START Provided data

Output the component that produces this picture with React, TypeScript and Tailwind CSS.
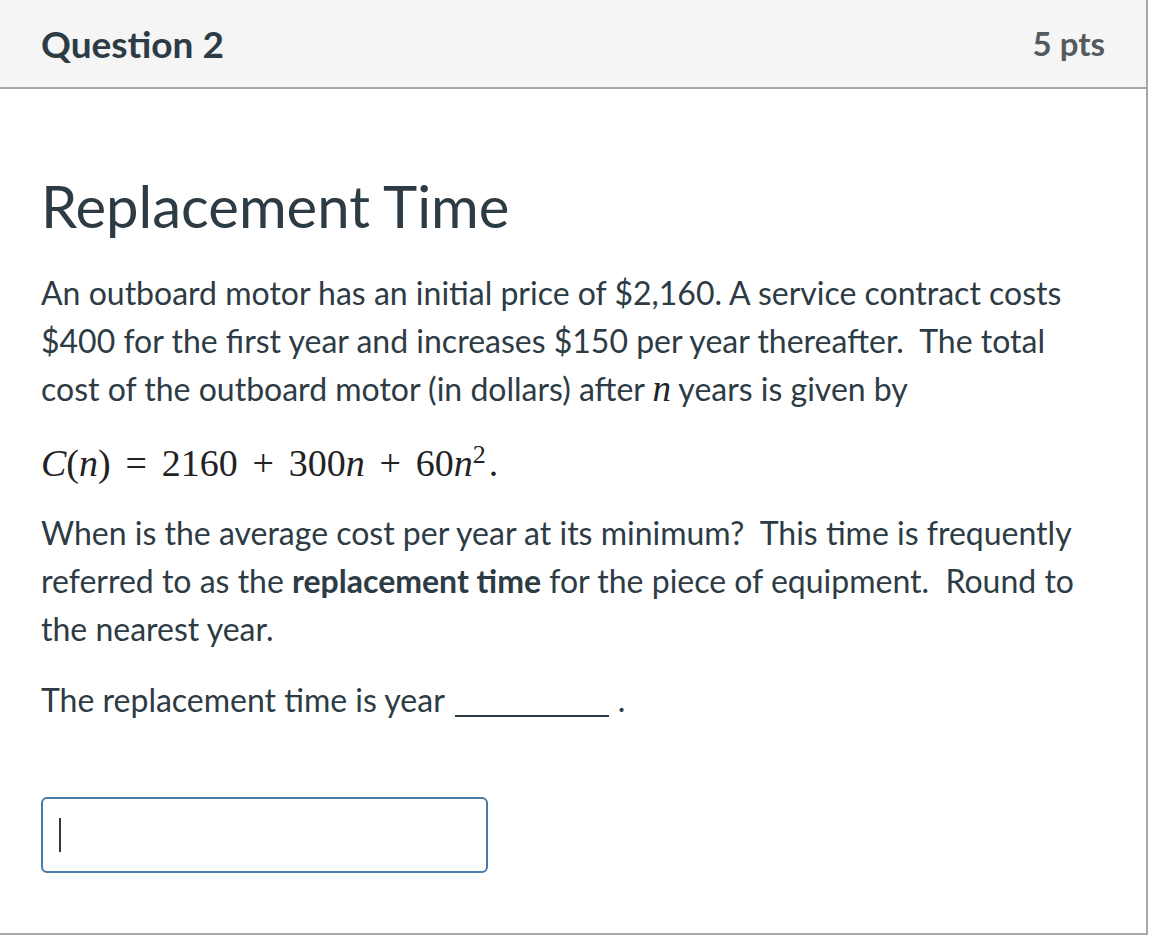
import React from "react";

const serif = { fontFamily: '"Liberation Serif", "DejaVu Serif", serif' };

function Op({ children }: { children: React.ReactNode }) {
  return <span className="inline-block w-[29px] text-center mx-[11px]">{children}</span>;
}

export default function App() {
  return (
    <div className="w-[1162px] h-[936px] bg-white" style={{ fontFamily: 'Lato, "Noto Sans", sans-serif' }}>
      <div className="w-[1148px] h-[935px] border-r-2 border-b-2 border-[#a8a8a8] flex flex-col">
        <div className="h-[89px] shrink-0 bg-[#f5f5f5] border-b-2 border-[#a8a8a8] flex items-center justify-between pl-[41px] pr-[41px]">
          <div className="text-[37px] font-bold text-[#2d3b45]">Question 2</div>
          <div className="text-[33px] font-bold text-[#555a5e]">5 pts</div>
        </div>
        <div className="px-[41px] text-[#2d3b45]">
          <h2 className="text-[58px] leading-[70px] mt-[82px] font-normal">Replacement Time</h2>
          <p className="text-[32px] leading-[48px] mt-[28px]">
            An outboard motor has an initial price of $2,160. A service contract costs $400 for the first year and increases $150 per year thereafter.&nbsp; The total cost of the outboard motor (in dollars) after{" "}
            <span style={serif} className="italic text-[37px] leading-none text-[#222]">n</span> years is given by
          </p>
          <p className="text-[38px] leading-[48px] mt-[26px] text-[#222] whitespace-nowrap" style={serif}>
            <span className="italic">C</span>(<span className="italic">n</span>)<Op>=</Op>2160<Op>+</Op>300<span className="italic">n</span><Op>+</Op>60<span className="italic">n</span>
            <sup className="text-[26px]">2</sup>
            <span className="ml-[3px]">.</span>
          </p>
          <p className="text-[32px] leading-[48px] mt-[22px]">
            When is the average cost per year at its minimum?&nbsp; This time is frequently referred to as the <b>replacement time</b> for the piece of equipment.&nbsp; Round to the nearest year.
          </p>
          <p className="text-[32px] leading-[48px] mt-[23px] whitespace-nowrap">
            The replacement time is year
            <span className="inline-block w-[154px] ml-[10px] border-b-2 border-[#2d3b45] align-baseline translate-y-[5px]"></span>
            <span className="ml-[9px]">.</span>
          </p>
          <div className="mt-[73px] w-[447px] h-[76px] border-2 border-[#4a7ba7] rounded-[6px] flex items-center pl-[16px]">
            <div className="w-[2px] h-[34px] bg-[#2d3b45]"></div>
          </div>
        </div>
      </div>
    </div>
  );
}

END Provided data

For each line of the listing that holds the word "React", show that line.

### Reply
Output the component that produces this picture with React, TypeScript and Tailwind CSS.
import React from "react";
function Op({ children }: { children: React.ReactNode }) {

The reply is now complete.